I know, I know…. The word “analytics” makes people cringe. Thoughts of miles upon miles of spreadsheets filled with an almost never-ending string of numbers and equations can make even the hardiest of us cower in a corner and pull our hair out trying to understand what they all mean and how they relate to a website and why so much money was spent on a flashing banner ad. But it’s important information to know, especially if you want to understand how the money spent on a particular online ad campaign generates revenue.
In Web Analytics Demystified author Eric T. Peterson takes all that information and explains it in plain terms: going through the lifecycle of a consumer (reach, acquisition, conversion and retention); what the difference between a “visitor” and a “unique visitor” is and why a company wants both to check out their site; how to determine the cost effectiveness of an on-line campaign; and the many other metrics that show the relationship between money being spent on marketing and the people that visit a website.

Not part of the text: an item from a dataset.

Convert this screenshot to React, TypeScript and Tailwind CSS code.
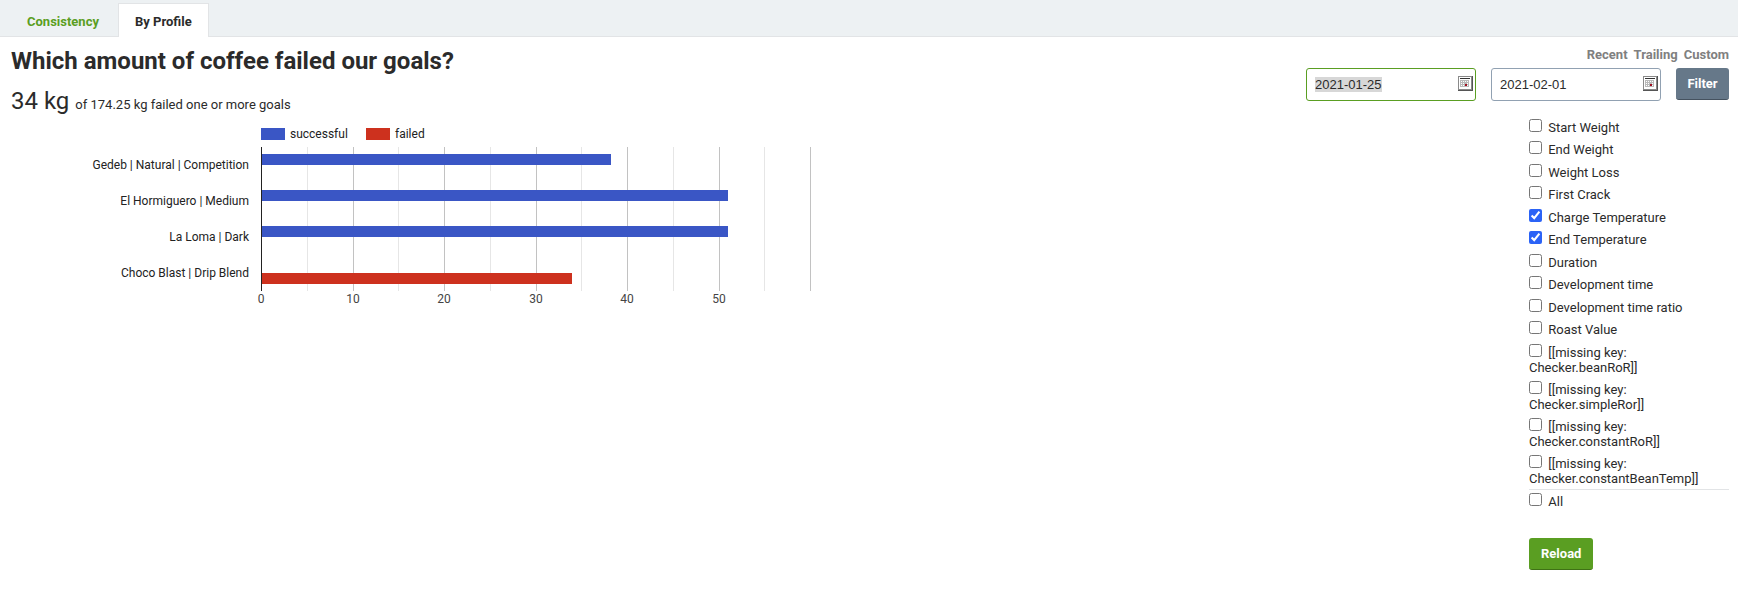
import { useEffect, useRef, useState } from 'react';
import type { Ref } from 'react';

const metrics = [
  'Start Weight',
  'End Weight',
  'Weight Loss',
  'First Crack',
  'Charge Temperature',
  'End Temperature',
  'Duration',
  'Development time',
  'Development time ratio',
  'Roast Value',
];

const checkers = [
  '[[missing key: Checker.beanRoR]]',
  '[[missing key: Checker.simpleRor]]',
  '[[missing key: Checker.constantRoR]]',
  '[[missing key: Checker.constantBeanTemp]]',
];

const profiles = [
  { name: 'Gedeb | Natural | Competition', successful: 38.25, failed: 0 },
  { name: 'El Hormiguero | Medium', successful: 51, failed: 0 },
  { name: 'La Loma | Dark', successful: 51, failed: 0 },
  { name: 'Choco Blast | Drip Blend', successful: 0, failed: 34 },
];

const AXIS_X = 250;
const AXIS_WIDTH = 549;
const AXIS_MAX = 60;
const PLOT_TOP = 26;
const ROW_HEIGHT = 36;

const scale = (value: number) => Math.round((value / AXIS_MAX) * AXIS_WIDTH);
// bars start right of the axis line
const barWidth = (value: number) => Math.max(scale(value) - 1, 0);

function ProfileChart() {
  const plotHeight = profiles.length * ROW_HEIGHT;
  const gridValues = [5, 10, 15, 20, 25, 30, 35, 40, 45, 50, 55, 60];

  return (
    <svg
      width="840"
      height="190"
      role="img"
      aria-label="Coffee per profile in kg"
      shapeRendering="crispEdges"
      className="block max-w-full text-[12px]"
    >
      <rect x={AXIS_X} y="7" width="24" height="12" fill="#3a56c5" />
      <text x={AXIS_X + 29} y="17" fill="#222222">successful</text>
      <rect x={AXIS_X + 105} y="7" width="24" height="12" fill="#cd311e" />
      <text x={AXIS_X + 134} y="17" fill="#222222">failed</text>

      {gridValues.map((value) => (
        <rect
          key={value}
          x={AXIS_X + scale(value)}
          y={PLOT_TOP}
          width="1"
          height={plotHeight}
          fill={value % 10 === 0 ? '#c2c2c2' : '#e6e6e6'}
        />
      ))}

      {profiles.map((profile, i) => {
        const top = PLOT_TOP + i * ROW_HEIGHT;
        return (
          <g key={profile.name}>
            <text x={AXIS_X - 12} y={top + 22} textAnchor="end" fill="#222222">{profile.name}</text>
            <rect x={AXIS_X + 1} y={top + 7} width={barWidth(profile.successful)} height="11" fill="#3a56c5" />
            <rect x={AXIS_X + 1} y={top + 18} width={barWidth(profile.failed)} height="11" fill="#cd311e" />
          </g>
        );
      })}

      <rect x={AXIS_X} y={PLOT_TOP} width="1" height={plotHeight} fill="#222222" />
      {[0, 10, 20, 30, 40, 50].map((value) => (
        <text key={value} x={AXIS_X + scale(value)} y="182" textAnchor="middle" fill="#444444">{value}</text>
      ))}
    </svg>
  );
}

function CalendarIcon() {
  return (
    <svg width="15" height="15" viewBox="0 0 15 15" shapeRendering="crispEdges" aria-hidden="true">
      <rect width="15" height="15" fill="#555555" />
      <rect width="14" height="14" fill="#8a8a8a" />
      <rect x="1" y="1" width="12" height="12" fill="#ffffff" />
      <rect x="2" y="2" width="10" height="1" fill="#333333" />
      <path d="M2 4h9v7H2z" fill="#b9b9b9" />
      <path d="M3 5h1v1H3zM5 5h1v1H5zM7 5h1v1H7zM9 5h1v1H9zM3 7h1v1H3zM5 7h1v1H5zM9 7h1v1H9zM3 9h1v1H3zM5 9h1v1H5zM9 9h1v1H9z" fill="#ffffff" />
      <rect x="7" y="8" width="2" height="2" fill="#a01020" />
    </svg>
  );
}

type DateFieldProps = {
  label: string;
  defaultValue: string;
  inputRef?: Ref<HTMLInputElement>;
};

function DateField({ label, defaultValue, inputRef }: DateFieldProps) {
  return (
    <div className="relative">
      <input
        ref={inputRef}
        type="text"
        aria-label={label}
        defaultValue={defaultValue}
        className="block w-[170px] h-[33px] pl-2 pr-7 rounded-[3px] border border-[#91a1b2] bg-white font-['Liberation_Sans',Arial,sans-serif] text-[13px] text-[#2b2b2b] outline-none focus:border-[#5a9e22] selection:bg-[#d7d7d7] selection:text-[#2b2b2b]"
      />
      <button type="button" aria-label={`Open calendar: ${label}`} className="absolute right-[3px] top-2">
        <CalendarIcon />
      </button>
    </div>
  );
}

type CheckProps = {
  label: string;
  checked: boolean;
  onChange: () => void;
};

function Check({ label, checked, onChange }: CheckProps) {
  return (
    <label className="block">
      <input
        type="checkbox"
        checked={checked}
        onChange={onChange}
        className="w-[13px] h-[13px] mr-[3px] align-baseline accent-[#2b63f6]"
      />{' '}
      {label}
    </label>
  );
}

export default function App() {
  const fromRef = useRef<HTMLInputElement>(null);
  const [selected, setSelected] = useState<string[]>(['Charge Temperature', 'End Temperature']);
  const all = [...metrics, ...checkers];

  useEffect(() => {
    fromRef.current?.focus();
    fromRef.current?.select();
  }, []);

  const toggle = (name: string) =>
    setSelected((prev) => (prev.includes(name) ? prev.filter((n) => n !== name) : [...prev, name]));
  const allSelected = selected.length === all.length;

  return (
    <div className="bg-white font-[Roboto,sans-serif] text-[13px] leading-[15px] text-[#2b2b2b]">
      <nav className="flex items-end h-[37px] pl-[11px] bg-[#edf1f3] border-b border-[#e2e4e6] font-bold">
        <a href="#consistency" className="px-4 pb-[6px] leading-[17px] text-[#5a9e22]">Consistency</a>
        <a href="#profile" className="-mb-px ml-[3px] px-4 pt-[9px] pb-[7px] leading-[17px] bg-white border border-b-0 border-[#e2e4e6]">By Profile</a>
      </nav>

      <main className="flex justify-between pl-[11px] pr-[9px]">
        <section className="pt-2">
          <h1 className="text-[24px] leading-[32px] font-bold">Which amount of coffee failed our goals?</h1>
          <p className="mt-2 leading-[32px]">
            <span className="text-[24px]">34 kg</span>
            <span className="ml-[6px]">of 174.25 kg failed one or more goals</span>
          </p>
          <ProfileChart />
        </section>

        <aside className="flex flex-col items-end pt-[10px]">
          <div className="flex gap-[6px] font-bold text-[#808080]">
            <a href="#recent">Recent</a>
            <a href="#trailing">Trailing</a>
            <a href="#custom">Custom</a>
          </div>
          <form className="mt-[6px] flex items-start gap-[15px]" onSubmit={(e) => e.preventDefault()}>
            <DateField label="From" defaultValue="2021-01-25" inputRef={fromRef} />
            <DateField label="To" defaultValue="2021-02-01" />
            <button type="submit" className="w-[53px] h-8 rounded-[3px] border-b border-[#45525f] bg-[#667889] font-bold text-white">Filter</button>
          </form>

          <div className="mt-[18px] w-[200px]">
            <ul>
              {metrics.map((name) => (
                <li key={name} className="pb-[6px] even:pb-[7px]">
                  <Check label={name} checked={selected.includes(name)} onChange={() => toggle(name)} />
                </li>
              ))}
            </ul>
            <ul className="flex flex-col gap-[6px] pb-[3px] border-b border-[#e2e4e6]">
              {checkers.map((name) => (
                <li key={name}>
                  <Check label={name} checked={selected.includes(name)} onChange={() => toggle(name)} />
                </li>
              ))}
            </ul>
            <div className="pt-[3px]">
              <Check label="All" checked={allSelected} onChange={() => setSelected(allSelected ? [] : all)} />
            </div>
            <button type="button" className="mt-[29px] h-8 px-3 rounded-[3px] border-b border-[#3f7215] bg-[#5a9e22] font-bold text-white">Reload</button>
          </div>
        </aside>
      </main>
    </div>
  );
}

Peterson takes each bit of information, shows what it’s used for, how to find it and also how to interpret it, offering both the pros and cons associated with each type of metric or report.

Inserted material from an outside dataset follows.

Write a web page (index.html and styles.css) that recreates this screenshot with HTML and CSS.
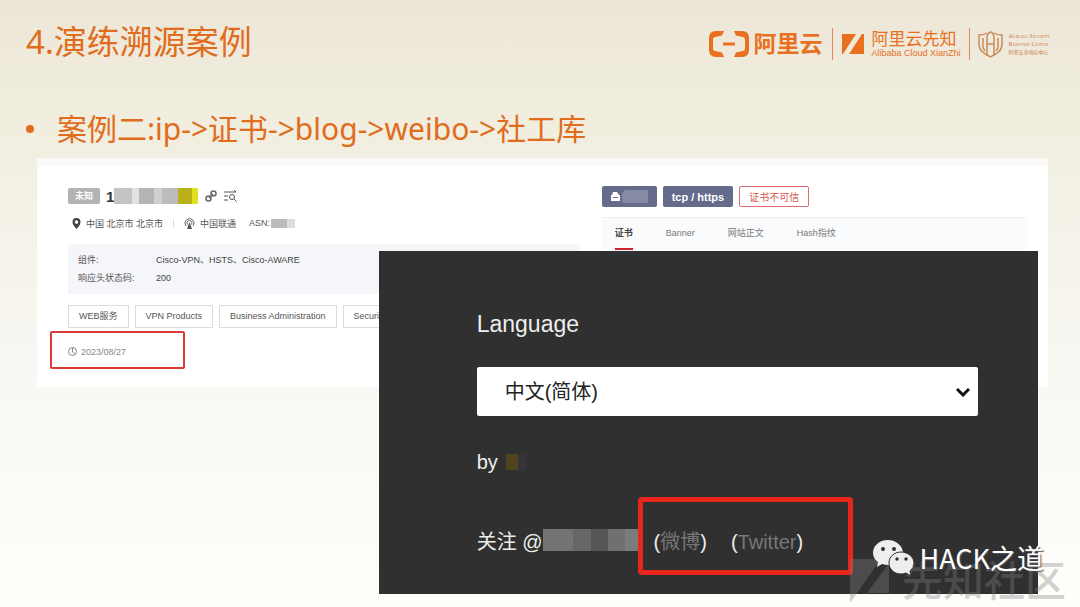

Peppered throughout the book are “Web Analytics Tips,” ways to make your Website work better for you. One tip provides a good way to ask visitors for information while another explains a good process for increasing your purchase conversion rate (getting someone who puts an item in an online shopping cart to complete the buying process).
The book also acts as a guide to help marketers and analysts trek through the many Web analytics software packages and companies out there. With the hundreds of possible reports that can be compiled, you should find something customizable, that allows you to pick and choose which reports will be beneficial to your company. Not every report or metric is necessary so why should your company be forced by a software package to wadethrough all the extra paper.
Unless you happen to enjoy miles upon miles of spreadsheets and a room full of analysts tearing their hair out.